■ **Your goal**
Report each line of the data that includes the word "this".

[start]

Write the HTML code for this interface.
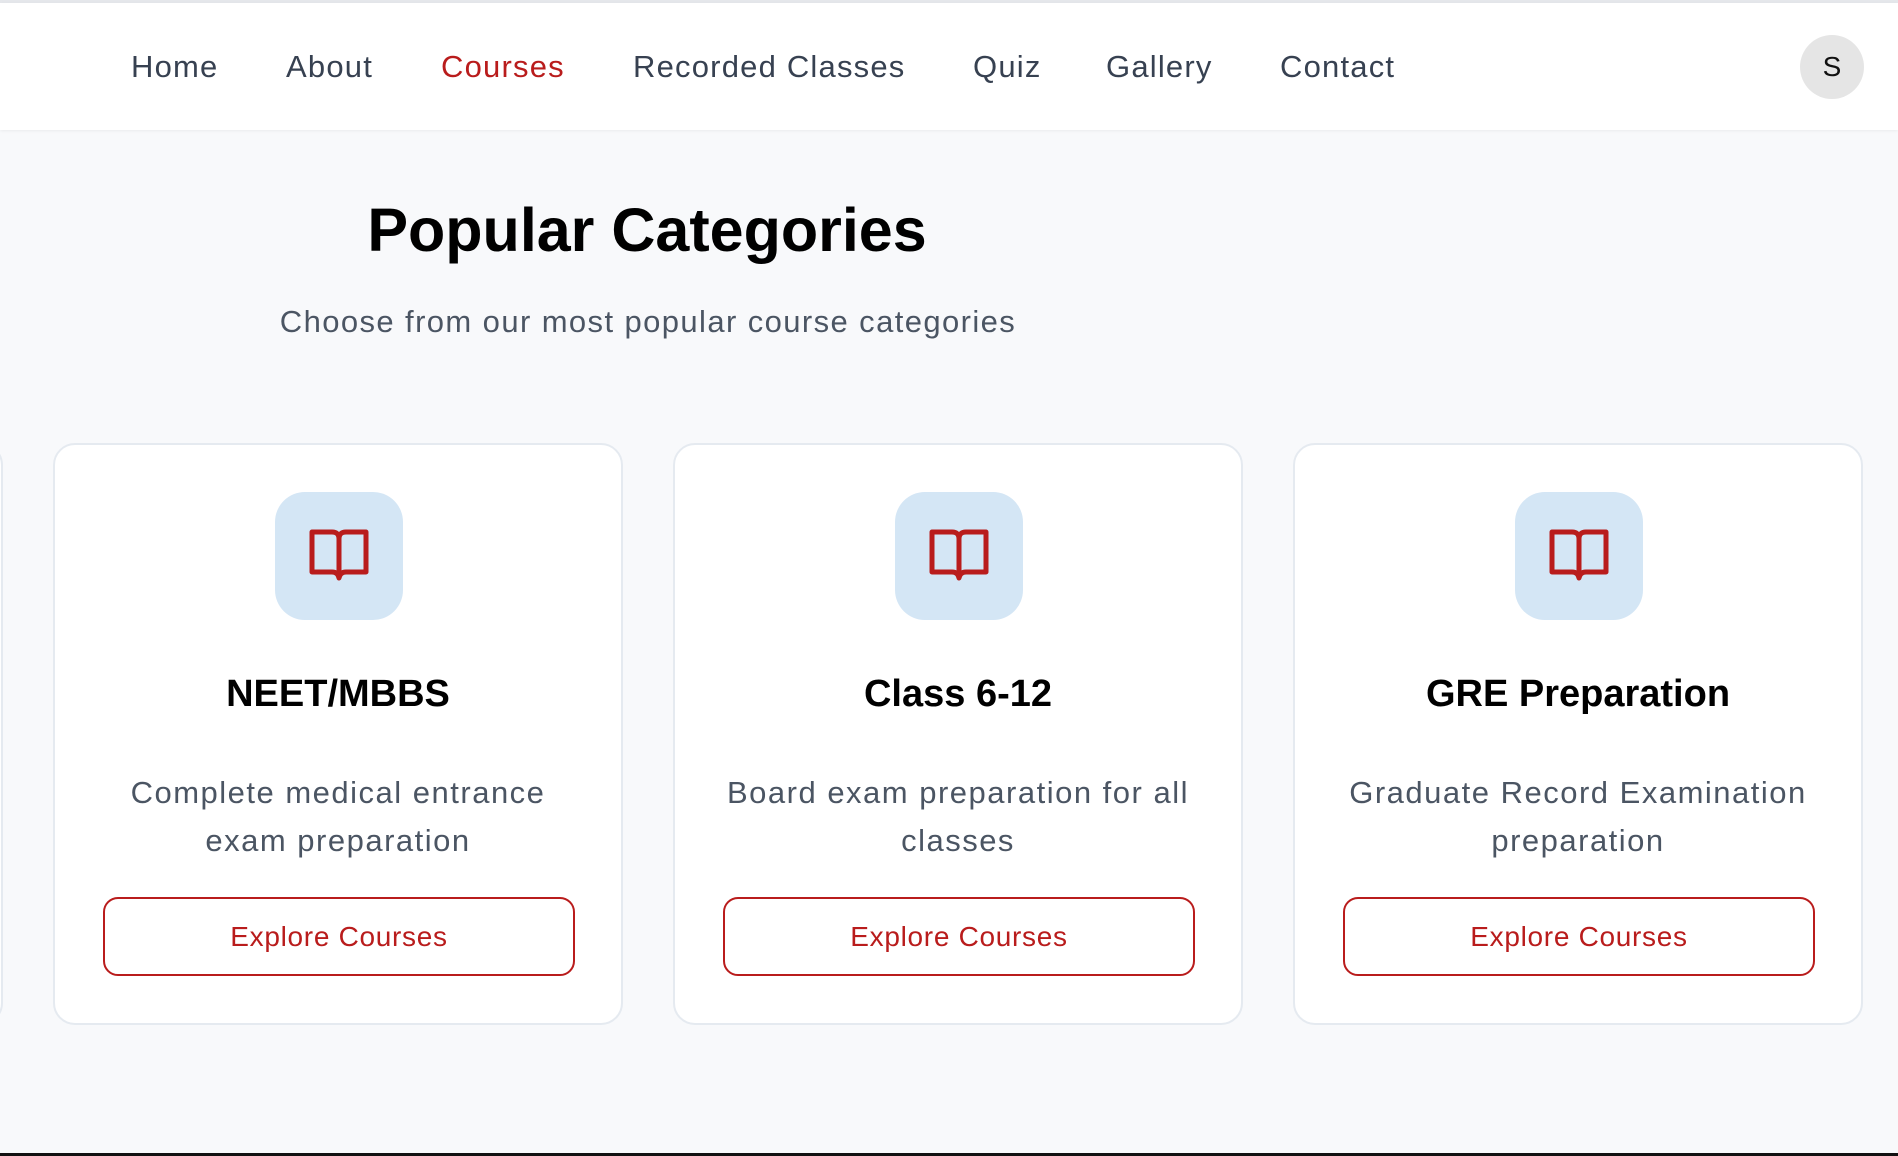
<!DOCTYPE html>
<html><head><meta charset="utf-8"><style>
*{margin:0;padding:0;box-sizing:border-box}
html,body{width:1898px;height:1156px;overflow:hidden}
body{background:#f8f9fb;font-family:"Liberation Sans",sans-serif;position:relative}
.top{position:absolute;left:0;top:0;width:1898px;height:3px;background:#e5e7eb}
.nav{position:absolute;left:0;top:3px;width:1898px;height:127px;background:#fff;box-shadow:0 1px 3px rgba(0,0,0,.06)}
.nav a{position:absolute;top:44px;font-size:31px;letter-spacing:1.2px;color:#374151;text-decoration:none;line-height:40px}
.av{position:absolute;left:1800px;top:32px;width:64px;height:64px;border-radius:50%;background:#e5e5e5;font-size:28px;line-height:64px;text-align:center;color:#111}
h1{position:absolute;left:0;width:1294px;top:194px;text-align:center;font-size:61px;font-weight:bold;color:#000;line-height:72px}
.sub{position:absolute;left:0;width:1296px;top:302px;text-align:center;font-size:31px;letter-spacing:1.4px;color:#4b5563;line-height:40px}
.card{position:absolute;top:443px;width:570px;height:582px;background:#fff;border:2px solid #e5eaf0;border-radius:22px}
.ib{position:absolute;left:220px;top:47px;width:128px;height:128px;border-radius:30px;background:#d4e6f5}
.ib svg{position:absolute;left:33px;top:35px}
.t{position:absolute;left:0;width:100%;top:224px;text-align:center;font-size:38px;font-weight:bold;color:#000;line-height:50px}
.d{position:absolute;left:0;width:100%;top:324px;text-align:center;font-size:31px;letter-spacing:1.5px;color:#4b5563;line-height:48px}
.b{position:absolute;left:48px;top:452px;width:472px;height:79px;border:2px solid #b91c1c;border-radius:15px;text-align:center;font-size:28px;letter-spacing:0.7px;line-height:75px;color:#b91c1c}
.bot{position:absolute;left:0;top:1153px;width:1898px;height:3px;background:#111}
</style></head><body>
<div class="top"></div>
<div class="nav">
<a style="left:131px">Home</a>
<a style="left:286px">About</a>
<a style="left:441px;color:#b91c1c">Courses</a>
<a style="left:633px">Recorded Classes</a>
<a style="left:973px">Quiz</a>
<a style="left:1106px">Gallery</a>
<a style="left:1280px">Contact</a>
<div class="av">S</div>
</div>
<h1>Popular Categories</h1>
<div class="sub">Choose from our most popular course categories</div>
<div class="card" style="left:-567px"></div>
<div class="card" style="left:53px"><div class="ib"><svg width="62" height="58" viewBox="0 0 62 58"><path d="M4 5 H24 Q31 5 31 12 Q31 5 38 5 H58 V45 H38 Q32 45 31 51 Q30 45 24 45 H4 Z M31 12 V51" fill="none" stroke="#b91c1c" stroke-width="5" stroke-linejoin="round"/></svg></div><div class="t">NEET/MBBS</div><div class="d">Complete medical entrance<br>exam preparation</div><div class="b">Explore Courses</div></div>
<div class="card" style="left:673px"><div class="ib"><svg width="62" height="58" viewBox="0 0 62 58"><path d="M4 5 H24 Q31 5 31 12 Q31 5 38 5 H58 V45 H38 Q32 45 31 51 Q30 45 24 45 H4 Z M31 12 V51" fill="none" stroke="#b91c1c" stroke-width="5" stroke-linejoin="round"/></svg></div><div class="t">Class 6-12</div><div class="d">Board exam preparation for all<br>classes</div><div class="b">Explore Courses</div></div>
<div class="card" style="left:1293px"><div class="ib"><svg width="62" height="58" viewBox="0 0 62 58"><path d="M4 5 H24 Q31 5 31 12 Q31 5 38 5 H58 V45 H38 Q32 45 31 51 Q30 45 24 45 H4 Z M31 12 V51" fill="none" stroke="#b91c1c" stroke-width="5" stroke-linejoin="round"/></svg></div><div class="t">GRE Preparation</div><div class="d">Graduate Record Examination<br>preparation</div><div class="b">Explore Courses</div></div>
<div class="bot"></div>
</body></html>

[end]
[start]

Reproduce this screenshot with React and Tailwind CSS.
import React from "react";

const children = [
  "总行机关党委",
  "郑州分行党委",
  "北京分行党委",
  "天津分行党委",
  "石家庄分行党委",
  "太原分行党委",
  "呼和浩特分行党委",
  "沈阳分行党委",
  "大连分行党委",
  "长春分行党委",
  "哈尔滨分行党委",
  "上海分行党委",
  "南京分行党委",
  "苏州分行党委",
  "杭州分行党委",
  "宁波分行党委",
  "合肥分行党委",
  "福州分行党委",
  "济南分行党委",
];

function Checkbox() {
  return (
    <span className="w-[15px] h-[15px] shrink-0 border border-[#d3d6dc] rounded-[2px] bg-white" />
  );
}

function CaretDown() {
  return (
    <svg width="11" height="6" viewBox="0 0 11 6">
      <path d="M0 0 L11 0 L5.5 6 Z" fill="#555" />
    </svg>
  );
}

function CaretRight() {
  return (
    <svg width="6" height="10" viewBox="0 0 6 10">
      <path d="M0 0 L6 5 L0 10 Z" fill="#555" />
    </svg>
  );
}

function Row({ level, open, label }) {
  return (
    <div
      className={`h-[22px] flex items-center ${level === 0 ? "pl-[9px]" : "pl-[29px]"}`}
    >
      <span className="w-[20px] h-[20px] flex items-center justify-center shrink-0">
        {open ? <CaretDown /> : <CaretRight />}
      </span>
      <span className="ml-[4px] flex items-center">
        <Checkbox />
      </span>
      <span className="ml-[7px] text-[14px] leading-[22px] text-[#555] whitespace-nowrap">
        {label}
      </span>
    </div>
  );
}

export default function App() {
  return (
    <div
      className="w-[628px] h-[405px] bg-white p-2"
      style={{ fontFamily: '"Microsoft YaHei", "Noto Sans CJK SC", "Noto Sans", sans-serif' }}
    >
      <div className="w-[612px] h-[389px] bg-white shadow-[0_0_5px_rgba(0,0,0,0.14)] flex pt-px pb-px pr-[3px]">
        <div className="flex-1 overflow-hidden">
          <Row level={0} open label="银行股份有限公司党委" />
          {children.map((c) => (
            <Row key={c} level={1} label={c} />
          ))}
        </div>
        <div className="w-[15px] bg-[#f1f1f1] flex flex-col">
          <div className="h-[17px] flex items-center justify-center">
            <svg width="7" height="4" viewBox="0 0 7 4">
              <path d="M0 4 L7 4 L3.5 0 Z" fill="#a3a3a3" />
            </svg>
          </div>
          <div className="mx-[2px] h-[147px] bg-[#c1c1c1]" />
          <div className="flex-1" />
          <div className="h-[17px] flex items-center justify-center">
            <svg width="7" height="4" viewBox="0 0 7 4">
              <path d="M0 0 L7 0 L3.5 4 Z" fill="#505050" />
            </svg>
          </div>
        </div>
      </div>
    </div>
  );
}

[end]

■ **Worked answer**
Write the HTML code for this interface.
Reproduce this screenshot with React and Tailwind CSS.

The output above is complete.